Exercise -> Every line from the top of the records through the line containing "FaFacebookF, FaTwitter, FaLinkedinIn" should be retyped exactly; the pictures should not.

Data provided ->
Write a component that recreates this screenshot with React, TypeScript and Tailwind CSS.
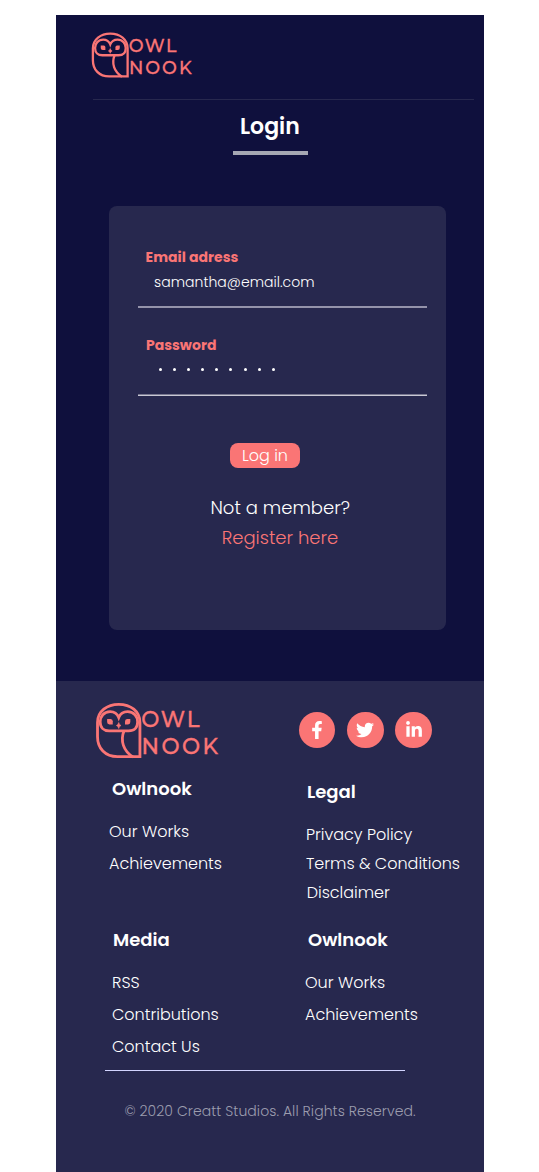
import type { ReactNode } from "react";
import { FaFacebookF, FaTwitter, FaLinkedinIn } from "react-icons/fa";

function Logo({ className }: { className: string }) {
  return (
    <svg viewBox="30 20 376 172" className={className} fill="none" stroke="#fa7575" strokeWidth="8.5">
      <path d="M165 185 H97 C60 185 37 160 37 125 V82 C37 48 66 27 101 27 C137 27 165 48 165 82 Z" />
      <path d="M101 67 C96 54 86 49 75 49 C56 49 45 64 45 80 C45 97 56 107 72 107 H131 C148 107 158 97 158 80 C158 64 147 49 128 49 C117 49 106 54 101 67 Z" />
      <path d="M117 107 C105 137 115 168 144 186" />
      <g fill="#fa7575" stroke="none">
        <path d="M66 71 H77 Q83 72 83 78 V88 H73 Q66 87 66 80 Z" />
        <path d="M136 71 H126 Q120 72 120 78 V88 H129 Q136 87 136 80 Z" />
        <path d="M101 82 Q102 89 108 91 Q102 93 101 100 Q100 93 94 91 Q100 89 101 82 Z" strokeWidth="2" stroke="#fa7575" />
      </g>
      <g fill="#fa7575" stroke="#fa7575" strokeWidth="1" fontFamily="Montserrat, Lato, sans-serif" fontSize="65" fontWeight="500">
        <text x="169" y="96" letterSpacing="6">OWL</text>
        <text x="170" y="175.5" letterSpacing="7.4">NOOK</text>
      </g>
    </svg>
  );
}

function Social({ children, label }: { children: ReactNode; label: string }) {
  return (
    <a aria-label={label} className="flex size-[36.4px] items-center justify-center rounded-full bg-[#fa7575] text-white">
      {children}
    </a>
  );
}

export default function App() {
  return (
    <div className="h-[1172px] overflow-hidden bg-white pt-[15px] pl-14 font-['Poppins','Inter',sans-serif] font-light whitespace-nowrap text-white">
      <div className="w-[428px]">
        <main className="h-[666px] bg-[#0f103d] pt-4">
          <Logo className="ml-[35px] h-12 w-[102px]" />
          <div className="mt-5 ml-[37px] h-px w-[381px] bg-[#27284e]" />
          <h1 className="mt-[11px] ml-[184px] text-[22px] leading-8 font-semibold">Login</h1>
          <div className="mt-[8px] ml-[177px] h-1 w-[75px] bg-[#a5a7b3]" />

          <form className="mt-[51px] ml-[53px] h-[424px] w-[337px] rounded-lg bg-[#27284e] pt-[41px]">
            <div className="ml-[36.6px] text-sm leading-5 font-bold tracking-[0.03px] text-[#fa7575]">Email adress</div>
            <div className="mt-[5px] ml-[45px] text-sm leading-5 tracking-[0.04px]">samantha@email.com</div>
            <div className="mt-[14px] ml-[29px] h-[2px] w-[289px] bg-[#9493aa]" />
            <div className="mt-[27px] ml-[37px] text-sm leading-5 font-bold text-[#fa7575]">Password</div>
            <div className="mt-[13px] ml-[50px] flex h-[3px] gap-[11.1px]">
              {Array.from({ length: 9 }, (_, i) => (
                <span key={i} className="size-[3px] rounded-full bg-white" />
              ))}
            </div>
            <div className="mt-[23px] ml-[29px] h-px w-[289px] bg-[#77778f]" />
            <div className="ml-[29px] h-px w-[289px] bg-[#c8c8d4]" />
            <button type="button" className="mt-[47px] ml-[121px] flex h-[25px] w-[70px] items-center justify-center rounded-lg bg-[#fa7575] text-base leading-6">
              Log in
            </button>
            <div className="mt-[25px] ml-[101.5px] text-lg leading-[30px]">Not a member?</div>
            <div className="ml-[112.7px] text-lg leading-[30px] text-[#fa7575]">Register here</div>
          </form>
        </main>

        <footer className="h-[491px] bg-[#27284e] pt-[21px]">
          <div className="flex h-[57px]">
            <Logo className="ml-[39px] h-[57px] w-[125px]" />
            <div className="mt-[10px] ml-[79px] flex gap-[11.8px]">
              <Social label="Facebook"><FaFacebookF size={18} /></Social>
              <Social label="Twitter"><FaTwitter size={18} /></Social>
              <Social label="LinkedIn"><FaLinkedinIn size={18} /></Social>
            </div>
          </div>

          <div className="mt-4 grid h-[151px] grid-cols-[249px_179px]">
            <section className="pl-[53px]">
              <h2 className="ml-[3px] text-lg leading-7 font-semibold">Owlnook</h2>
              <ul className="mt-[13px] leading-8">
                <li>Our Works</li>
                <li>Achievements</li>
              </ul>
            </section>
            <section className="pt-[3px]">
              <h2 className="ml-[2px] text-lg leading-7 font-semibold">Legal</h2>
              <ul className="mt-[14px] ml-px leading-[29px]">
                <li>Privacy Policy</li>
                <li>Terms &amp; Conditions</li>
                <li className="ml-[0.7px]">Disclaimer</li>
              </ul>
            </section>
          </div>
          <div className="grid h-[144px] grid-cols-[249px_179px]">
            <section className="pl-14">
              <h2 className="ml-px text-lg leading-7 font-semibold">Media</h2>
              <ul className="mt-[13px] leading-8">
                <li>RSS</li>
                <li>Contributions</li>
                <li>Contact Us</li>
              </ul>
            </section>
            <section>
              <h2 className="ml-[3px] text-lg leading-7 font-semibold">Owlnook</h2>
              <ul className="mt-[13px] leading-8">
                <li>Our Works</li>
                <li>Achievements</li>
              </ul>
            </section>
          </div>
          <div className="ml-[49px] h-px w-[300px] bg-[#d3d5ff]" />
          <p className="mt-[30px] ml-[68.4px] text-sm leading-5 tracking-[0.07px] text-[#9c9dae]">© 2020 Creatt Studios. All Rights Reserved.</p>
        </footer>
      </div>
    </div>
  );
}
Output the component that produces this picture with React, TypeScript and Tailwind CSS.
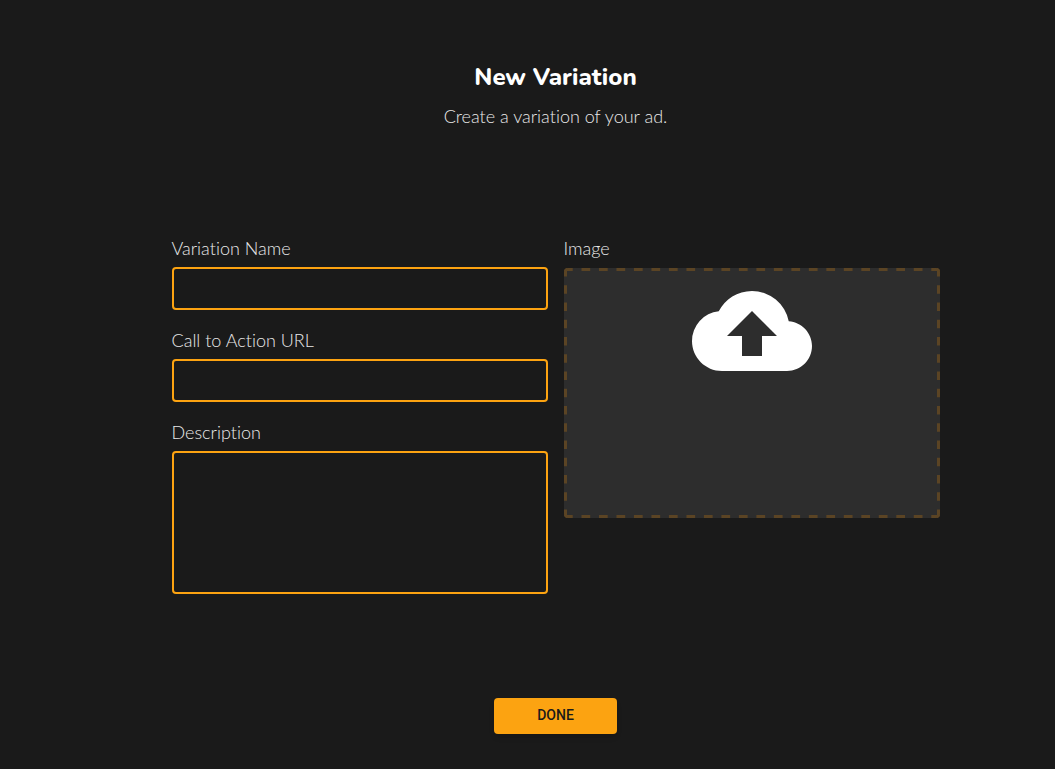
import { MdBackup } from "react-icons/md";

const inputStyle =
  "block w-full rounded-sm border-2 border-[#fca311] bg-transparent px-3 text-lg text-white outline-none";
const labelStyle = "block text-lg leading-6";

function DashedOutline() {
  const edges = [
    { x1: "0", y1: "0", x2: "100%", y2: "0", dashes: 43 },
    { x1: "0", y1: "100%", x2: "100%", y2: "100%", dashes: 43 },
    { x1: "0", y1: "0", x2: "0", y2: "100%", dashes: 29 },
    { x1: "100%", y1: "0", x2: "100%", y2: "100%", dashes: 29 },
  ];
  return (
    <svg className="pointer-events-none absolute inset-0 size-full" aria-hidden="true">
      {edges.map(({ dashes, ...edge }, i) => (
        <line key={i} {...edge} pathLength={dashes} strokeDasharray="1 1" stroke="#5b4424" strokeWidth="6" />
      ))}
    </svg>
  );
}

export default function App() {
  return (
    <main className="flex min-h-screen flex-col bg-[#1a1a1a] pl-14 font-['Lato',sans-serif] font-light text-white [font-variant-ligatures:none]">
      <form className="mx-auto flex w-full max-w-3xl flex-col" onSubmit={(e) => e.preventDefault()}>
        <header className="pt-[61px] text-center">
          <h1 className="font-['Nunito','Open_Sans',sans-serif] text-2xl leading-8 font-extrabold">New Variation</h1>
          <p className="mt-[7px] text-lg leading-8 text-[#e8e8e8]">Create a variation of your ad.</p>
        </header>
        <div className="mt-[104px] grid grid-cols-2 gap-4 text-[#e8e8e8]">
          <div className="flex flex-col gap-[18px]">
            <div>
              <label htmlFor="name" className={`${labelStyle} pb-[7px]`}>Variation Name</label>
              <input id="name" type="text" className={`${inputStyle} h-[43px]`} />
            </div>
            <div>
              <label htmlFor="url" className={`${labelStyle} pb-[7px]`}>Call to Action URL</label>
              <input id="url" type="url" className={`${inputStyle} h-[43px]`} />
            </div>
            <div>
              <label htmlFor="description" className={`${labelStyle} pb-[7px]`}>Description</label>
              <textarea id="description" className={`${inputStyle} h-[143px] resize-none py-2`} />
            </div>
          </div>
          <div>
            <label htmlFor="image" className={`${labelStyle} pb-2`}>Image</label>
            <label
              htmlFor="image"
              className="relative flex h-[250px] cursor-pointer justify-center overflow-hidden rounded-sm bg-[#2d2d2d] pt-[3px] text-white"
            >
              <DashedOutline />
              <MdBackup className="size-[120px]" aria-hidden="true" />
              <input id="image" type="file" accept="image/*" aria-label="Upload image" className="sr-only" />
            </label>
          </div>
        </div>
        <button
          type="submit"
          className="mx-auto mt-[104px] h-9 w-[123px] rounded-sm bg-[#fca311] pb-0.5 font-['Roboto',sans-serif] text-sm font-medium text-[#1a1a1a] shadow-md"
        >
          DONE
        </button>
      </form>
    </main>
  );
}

Reply to the task ->
Write a component that recreates this screenshot with React, TypeScript and Tailwind CSS.
import type { ReactNode } from "react";
import { FaFacebookF, FaTwitter, FaLinkedinIn } from "react-icons/fa";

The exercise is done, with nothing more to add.